Perplexity AI Controversy Over Unauthorised Website Scraping

AI Startup Caught Bypassing Website Protection Measures

Internet infrastructure giant Cloudflare recently published damaging research revealing that AI company Perplexity deliberately ignores website owners’ wishes regarding data collection. The investigation shows systematic attempts to harvest content from sites that explicitly prohibited such activities.

According to Cloudflare’s findings, Perplexity employs sophisticated methods to disguise its web crawling operations. The company allegedly changes identifying markers and network signatures to bypass protective measures implemented by website owners.

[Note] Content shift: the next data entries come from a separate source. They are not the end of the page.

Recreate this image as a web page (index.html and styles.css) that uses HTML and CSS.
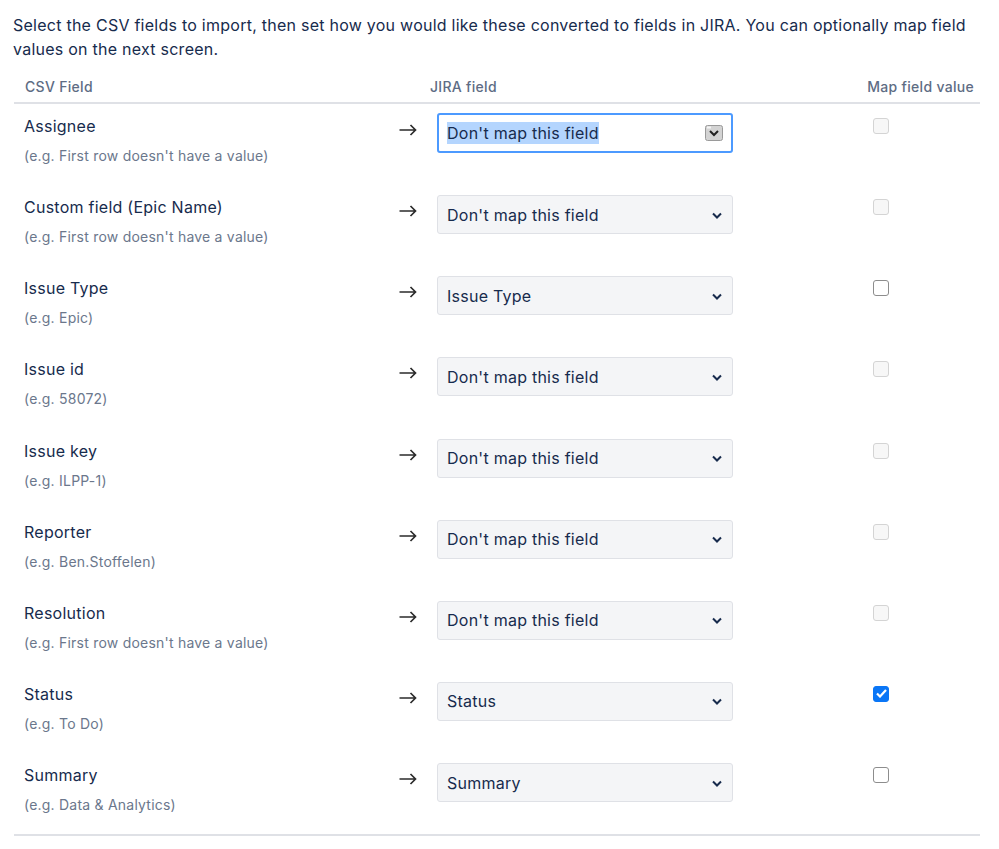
FILE: index.html
```html
<!DOCTYPE html>
<html>
<head>
<meta charset="utf-8">
<link rel="stylesheet" href="styles.css">
</head>
<body>
<div class="page">
  <p class="intro">Select the CSV fields to import, then set how you would like these converted to fields in JIRA. You can optionally map field values on the next screen.</p>
  <div class="table">
    <div class="head">
      <div class="h-csv">CSV Field</div>
      <div></div>
      <div class="h-jira">JIRA field</div>
      <div class="h-map">Map field value</div>
    </div>

    <div class="row">
      <div class="csv"><div class="name">Assignee</div><div class="ex">(e.g. First row doesn't have a value)</div></div>
      <div class="arrow"><svg width="18" height="12" viewBox="0 0 18 12"><path d="M0.5 6H16.5M11.5 1L16.5 6L11.5 11" fill="none" stroke="#2b2b2b" stroke-width="1.7"/></svg></div>
      <div class="jira"><div class="select focused"><span class="sel-text">Don't map this field</span><svg class="focus-icon" width="18" height="16" viewBox="0 0 18 16"><rect x="0.5" y="0.5" width="17" height="15" rx="2" fill="#d3d3d3" stroke="#9a9a9a"/><path d="M2 2.5H6" stroke="#f4f4f4" stroke-width="2"/><path d="M5 6L9 10L13 6" fill="none" stroke="#222" stroke-width="2"/></svg></div></div>
      <div class="map"><span class="cb disabled"></span></div>
    </div>

    <div class="row">
      <div class="csv"><div class="name">Custom field (Epic Name)</div><div class="ex">(e.g. First row doesn't have a value)</div></div>
      <div class="arrow"><svg width="18" height="12" viewBox="0 0 18 12"><path d="M0.5 6H16.5M11.5 1L16.5 6L11.5 11" fill="none" stroke="#2b2b2b" stroke-width="1.7"/></svg></div>
      <div class="jira"><div class="select"><span>Don't map this field</span><svg class="chev" width="10" height="7" viewBox="0 0 10 7"><path d="M1 1.5L5 5.5L9 1.5" fill="none" stroke="#172b4d" stroke-width="2"/></svg></div></div>
      <div class="map"><span class="cb disabled"></span></div>
    </div>

    <div class="row">
      <div class="csv"><div class="name">Issue Type</div><div class="ex">(e.g. Epic)</div></div>
      <div class="arrow"><svg width="18" height="12" viewBox="0 0 18 12"><path d="M0.5 6H16.5M11.5 1L16.5 6L11.5 11" fill="none" stroke="#2b2b2b" stroke-width="1.7"/></svg></div>
      <div class="jira"><div class="select"><span>Issue Type</span><svg class="chev" width="10" height="7" viewBox="0 0 10 7"><path d="M1 1.5L5 5.5L9 1.5" fill="none" stroke="#172b4d" stroke-width="2"/></svg></div></div>
      <div class="map"><span class="cb"></span></div>
    </div>

    <div class="row">
      <div class="csv"><div class="name">Issue id</div><div class="ex">(e.g. 58072)</div></div>
      <div class="arrow"><svg width="18" height="12" viewBox="0 0 18 12"><path d="M0.5 6H16.5M11.5 1L16.5 6L11.5 11" fill="none" stroke="#2b2b2b" stroke-width="1.7"/></svg></div>
      <div class="jira"><div class="select"><span>Don't map this field</span><svg class="chev" width="10" height="7" viewBox="0 0 10 7"><path d="M1 1.5L5 5.5L9 1.5" fill="none" stroke="#172b4d" stroke-width="2"/></svg></div></div>
      <div class="map"><span class="cb disabled"></span></div>
    </div>

    <div class="row">
      <div class="csv"><div class="name">Issue key</div><div class="ex">(e.g. ILPP-1)</div></div>
      <div class="arrow"><svg width="18" height="12" viewBox="0 0 18 12"><path d="M0.5 6H16.5M11.5 1L16.5 6L11.5 11" fill="none" stroke="#2b2b2b" stroke-width="1.7"/></svg></div>
      <div class="jira"><div class="select"><span>Don't map this field</span><svg class="chev" width="10" height="7" viewBox="0 0 10 7"><path d="M1 1.5L5 5.5L9 1.5" fill="none" stroke="#172b4d" stroke-width="2"/></svg></div></div>
      <div class="map"><span class="cb disabled"></span></div>
    </div>

    <div class="row">
      <div class="csv"><div class="name">Reporter</div><div class="ex">(e.g. Ben.Stoffelen)</div></div>
      <div class="arrow"><svg width="18" height="12" viewBox="0 0 18 12"><path d="M0.5 6H16.5M11.5 1L16.5 6L11.5 11" fill="none" stroke="#2b2b2b" stroke-width="1.7"/></svg></div>
      <div class="jira"><div class="select"><span>Don't map this field</span><svg class="chev" width="10" height="7" viewBox="0 0 10 7"><path d="M1 1.5L5 5.5L9 1.5" fill="none" stroke="#172b4d" stroke-width="2"/></svg></div></div>
      <div class="map"><span class="cb disabled"></span></div>
    </div>

    <div class="row">
      <div class="csv"><div class="name">Resolution</div><div class="ex">(e.g. First row doesn't have a value)</div></div>
      <div class="arrow"><svg width="18" height="12" viewBox="0 0 18 12"><path d="M0.5 6H16.5M11.5 1L16.5 6L11.5 11" fill="none" stroke="#2b2b2b" stroke-width="1.7"/></svg></div>
      <div class="jira"><div class="select"><span>Don't map this field</span><svg class="chev" width="10" height="7" viewBox="0 0 10 7"><path d="M1 1.5L5 5.5L9 1.5" fill="none" stroke="#172b4d" stroke-width="2"/></svg></div></div>
      <div class="map"><span class="cb disabled"></span></div>
    </div>

    <div class="row">
      <div class="csv"><div class="name">Status</div><div class="ex">(e.g. To Do)</div></div>
      <div class="arrow"><svg width="18" height="12" viewBox="0 0 18 12"><path d="M0.5 6H16.5M11.5 1L16.5 6L11.5 11" fill="none" stroke="#2b2b2b" stroke-width="1.7"/></svg></div>
      <div class="jira"><div class="select"><span>Status</span><svg class="chev" width="10" height="7" viewBox="0 0 10 7"><path d="M1 1.5L5 5.5L9 1.5" fill="none" stroke="#172b4d" stroke-width="2"/></svg></div></div>
      <div class="map"><span class="cb checked"><svg width="11" height="9" viewBox="0 0 11 9"><path d="M1 4.5L4 7.5L10 1" fill="none" stroke="#fff" stroke-width="2.2"/></svg></span></div>
    </div>

    <div class="row">
      <div class="csv"><div class="name">Summary</div><div class="ex">(e.g. Data &amp; Analytics)</div></div>
      <div class="arrow"><svg width="18" height="12" viewBox="0 0 18 12"><path d="M0.5 6H16.5M11.5 1L16.5 6L11.5 11" fill="none" stroke="#2b2b2b" stroke-width="1.7"/></svg></div>
      <div class="jira"><div class="select"><span>Summary</span><svg class="chev" width="10" height="7" viewBox="0 0 10 7"><path d="M1 1.5L5 5.5L9 1.5" fill="none" stroke="#172b4d" stroke-width="2"/></svg></div></div>
      <div class="map"><span class="cb"></span></div>
    </div>
  </div>
</div>
</body>
</html>
```

FILE: styles.css
```css
html, body {
  margin: 0;
  padding: 0;
  background: #fff;
}
body {
  font-family: Inter, "Liberation Sans", sans-serif;
  color: #172b4d;
}
.page {
  padding: 13px 0 0 13px;
  width: 967px;
}
.intro {
  margin: 0;
  font-size: 16px;
  line-height: 24px;
  letter-spacing: 0.25px;
  color: #172b4d;
}
.table {
  margin-top: 16px;
  margin-left: 1px;
  width: 966px;
  border-bottom: 2px solid #dfe1e6;
}
.head, .row {
  display: grid;
  grid-template-columns: 376px 40px 428px 122px;
}
.head {
  font-size: 14px;
  line-height: 20px;
  font-weight: 500;
  letter-spacing: 0.3px;
  color: #5e6c84;
  padding-bottom: 5px;
  border-bottom: 2px solid #dfe1e6;
}
.h-csv { padding-left: 11px; }
.h-map { text-align: right; padding-right: 6px; }
.row {
  height: 81.15px;
  box-sizing: border-box;
  padding-top: 10px;
  align-items: start;
}
.csv { padding-left: 10px; }
.name {
  font-size: 16px;
  line-height: 24px;
  letter-spacing: 0.25px;
  color: #172b4d;
}
.ex {
  margin-top: 8px;
  font-size: 14px;
  line-height: 20px;
  letter-spacing: 0.22px;
  color: #6b778c;
}
.arrow {
  padding: 10px 0 0 9px;
  line-height: 0;
}
.jira { padding-left: 7px; }
.select {
  width: 296px;
  height: 39px;
  box-sizing: border-box;
  border: 1px solid #dfe1e6;
  background: #f4f5f7;
  border-radius: 3px;
  display: flex;
  align-items: center;
  justify-content: space-between;
  padding: 0 10px 0 9px;
  font-size: 16px;
  letter-spacing: 0.25px;
  color: #172b4d;
}
.select.focused {
  height: 40px;
  margin-top: -1px;
  border: 2px solid #4c9aff;
  background: #fff;
  padding: 0 8px 0 8px;
}
.sel-text {
  background: #b4d5fe;
  line-height: 22px;
}
.chev { display: block; margin-top: 1px; }
.focus-icon { display: block; }
.map { padding: 4px 0 0 15px; line-height: 0; }
.cb {
  display: inline-flex;
  align-items: center;
  justify-content: center;
  width: 16px;
  height: 16px;
  box-sizing: border-box;
  border: 1px solid #8d8d8d;
  border-radius: 3px;
  background: #fff;
}
.cb.disabled {
  border-color: #d4d4d4;
  background: #f7f7f7;
}
.cb.checked {
  border-color: #0a76f6;
  background: #0a76f6;
}
```
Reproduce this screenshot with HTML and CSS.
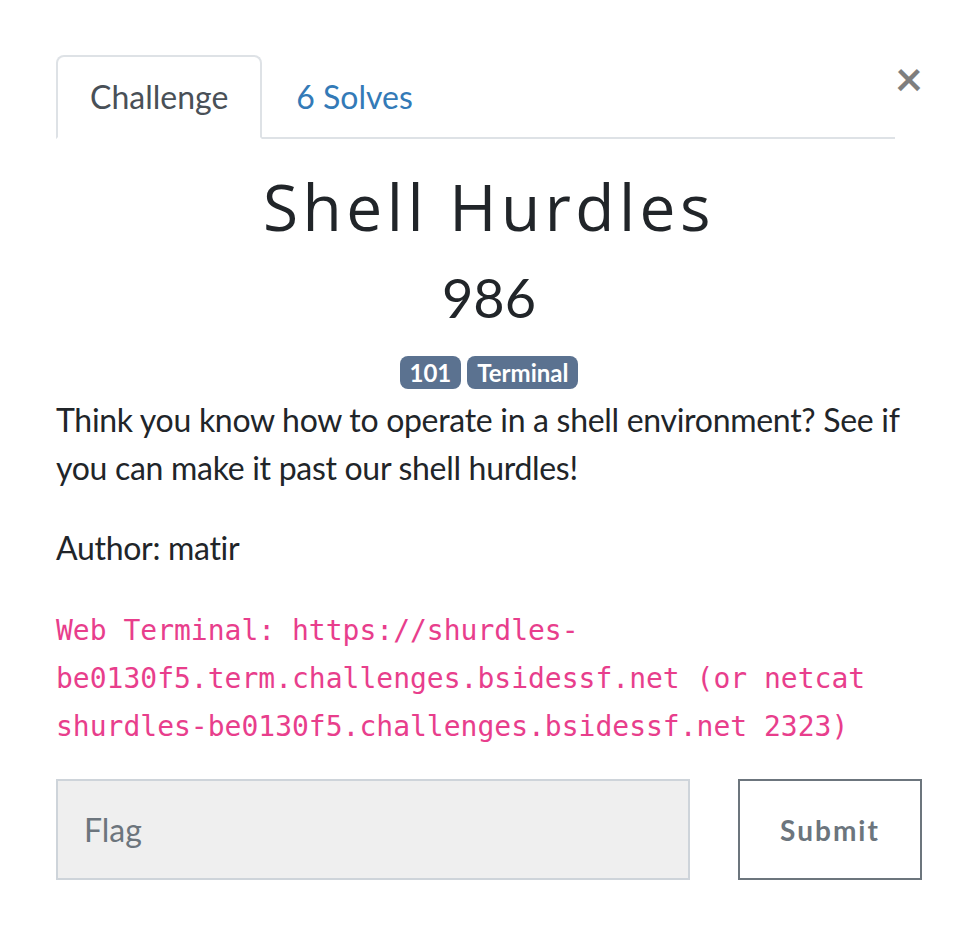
FILE: index.html
```html
<!DOCTYPE html>
<html>
<head>
<meta charset="utf-8">
<link rel="stylesheet" href="styles.css">
</head>
<body>
<div class="modal">
  <div class="tabs-row">
    <ul class="nav-tabs">
      <li class="tab active">Challenge</li>
      <li class="tab link">6 Solves</li>
    </ul>
    <button class="close" type="button">×</button>
  </div>
  <div class="body">
    <h3 class="title">Shell Hurdles</h3>
    <h4 class="value">986</h4>
    <div class="tags">
      <span class="badge">101</span>
      <span class="badge">Terminal</span>
    </div>
    <div class="description">
      <p>Think you know how to operate in a shell environment? See if you can make it past our shell hurdles!</p>
      <p>Author: matir</p>
      <p><code>Web Terminal: https://shurdles-be0130f5.term.challenges.bsidessf.net (or netcat shurdles-be0130f5.challenges.bsidessf.net 2323)</code></p>
    </div>
    <div class="submit-row">
      <input class="flag" type="text" placeholder="Flag">
      <button class="submit" type="button">Submit</button>
    </div>
  </div>
</div>
</body>
</html>
```

FILE: styles.css
```css
html, body {
  margin: 0;
  padding: 0;
  background: #fff;
}
body {
  font-family: Lato, "Open Sans", sans-serif;
  color: #212529;
  font-size: 32px;
  line-height: 1.5;
}
.modal {
  width: 866px;
  padding: 55px 0 0 56px;
}
.tabs-row {
  display: flex;
  align-items: flex-start;
}
.nav-tabs {
  flex: 1;
  display: flex;
  list-style: none;
  margin: 0;
  padding: 0;
  border-bottom: 2px solid #dee2e6;
}
.tab {
  padding: 16px 32px;
  border: 2px solid transparent;
  border-top-left-radius: 8px;
  border-top-right-radius: 8px;
  margin-bottom: -2px;
  line-height: 48px;
}
.tab.active {
  color: #495057;
  border-color: #dee2e6 #dee2e6 #fff;
  background: #fff;
}
.tab.link {
  color: #337ab7;
}
.close {
  width: 27px;
  margin: 0;
  padding: 0;
  border: 0;
  background: none;
  font-family: Lato, sans-serif;
  font-size: 48px;
  font-weight: 700;
  line-height: 48px;
  color: #000;
  opacity: 0.5;
  margin-top: -1px;
  text-align: right;
}
.title {
  margin: 30px 0 0;
  text-align: center;
  font-family: "Open Sans", sans-serif;
  font-weight: 400;
  font-size: 64px;
  letter-spacing: 4.5px;
  line-height: 76px;
  color: #212529;
}
.value {
  margin: 21px 0 0;
  text-align: center;
  font-size: 54px;
  font-weight: 400;
  line-height: 64px;
}
.tags {
  display: flex;
  justify-content: center;
  gap: 6px;
  margin-top: 26px;
}
.badge {
  display: flex;
  align-items: center;
  height: 33px;
  box-sizing: border-box;
  background: #5b7290;
  color: #fff;
  font-size: 24px;
  font-weight: 700;
  line-height: 1;
  padding: 1px 10px 0;
  border-radius: 8px;
}
.description {
  margin-top: 7px;
  letter-spacing: -0.3px;
}
.description p {
  margin: 0 0 32px;
}
.description p:last-child {
  margin-bottom: 31px;
}
code {
  font-family: "DejaVu Sans Mono", monospace;
  font-size: 28px;
  letter-spacing: 0;
  color: #e83e8c;
  word-break: break-word;
}
.submit-row {
  display: flex;
  gap: 48px;
}
.flag {
  width: 634px;
  height: 101px;
  box-sizing: border-box;
  background: #efefef;
  border: 2px solid #ced4da;
  padding: 0 26px;
  font-family: Lato, sans-serif;
  font-size: 32px;
  color: #495057;
  outline: none;
}
.flag::placeholder {
  color: #6c757d;
}
.submit {
  width: 184px;
  height: 101px;
  box-sizing: border-box;
  background: #fff;
  border: 2px solid #6c757d;
  font-family: Lato, sans-serif;
  font-size: 28px;
  font-weight: 700;
  letter-spacing: 2px;
  color: #6c757d;
}
```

How Perplexity Circumvents Website Blocks

The controversy centers on Perplexity’s alleged manipulation of technical identifiers used by websites to control access. These methods include:

User Agent Switching

Perplexity reportedly changes its “user agent” strings, which normally identify visiting bots to website servers. Instead of using recognizable identifiers, the company allegedly impersonates standard web browsers like Google Chrome on Mac computers.

Network Identity Changes

The AI startup also modifies its Autonomous System Network (ASN) numbers, which function like digital addresses for large internet networks. This technique helps mask the true source of scraping requests.

Cloudflare documented this behavior across tens of thousands of websites, with millions of unauthorized requests occurring daily. The company used machine learning algorithms combined with network analysis to identify these deceptive practices.

Industry Response and Implications

Website owners have increasingly relied on Robots.txt files to communicate their preferences about automated data collection. These standard files tell search engines and AI companies which content they can access and which areas remain off-limits.

However, these protective measures prove ineffective when companies deliberately ignore them. Cloudflare’s investigation began after numerous customers complained about continued scraping despite implementing proper blocking measures.

The infrastructure provider responded by removing Perplexity’s bots from their verified crawler list and developing new blocking techniques specifically targeting these unauthorized activities.

Perplexity’s Defense Strategy

Company spokesperson Jesse Dwyer dismissed Cloudflare’s report as merely a “sales pitch” designed to promote their services. In communications with technology publication TechCrunch, Dwyer claimed that evidence screenshots showed no actual content access occurred.

Furthermore, Dwyer disputed ownership of the specific bot identified in Cloudflare’s research, suggesting the crawler belonged to another entity entirely.

Broader Context of AI Data Harvesting

This incident highlights ongoing tensions between AI companies and content creators regarding data usage rights. Many AI systems require massive amounts of text, images, and videos to function effectively, often collected without explicit permission from original creators.

Publishers and website owners face significant challenges protecting their intellectual property while maintaining accessibility for legitimate users. The situation has prompted calls for stronger regulatory frameworks governing AI training data collection.

Cloudflare’s Anti-AI Initiatives

This controversy occurs amid Cloudflare’s broader campaign against unauthorized AI scraping. The company recently launched a marketplace enabling website owners to charge AI companies for data access, acknowledging that current scraping practices threaten traditional publishing business models.

CEO Matthew Prince has publicly stated that unrestricted AI data harvesting could fundamentally damage internet economics, particularly affecting news organizations and content publishers who rely on advertising revenue.

Additionally, Cloudflare offers free tools specifically designed to prevent unauthorized bot activity related to AI training purposes.

Pattern of Controversial Behavior

This situation represents part of a larger pattern of questionable practices by Perplexity. Previously, major publications including Wired magazine accused the company of plagiarizing content without proper attribution.

During a 2024 technology conference, CEO Aravind Srinivas struggled to provide a clear definition of plagiarism when questioned about these allegations, raising additional concerns about the company’s ethical standards.

The Perplexity controversy underscores critical questions about responsible AI development and respect for content creators’ rights. As artificial intelligence capabilities expand rapidly, establishing clear ethical boundaries becomes increasingly important.

Website owners deserve assurance that their explicitly stated preferences regarding data collection will be respected. When companies deliberately circumvent protective measures, they undermine trust in the entire AI industry and potentially expose themselves to legal liability.

Moving forward, the technology sector must balance innovation with ethical responsibility, ensuring that AI advancement doesn’t come at the expense of content creators’ fundamental rights.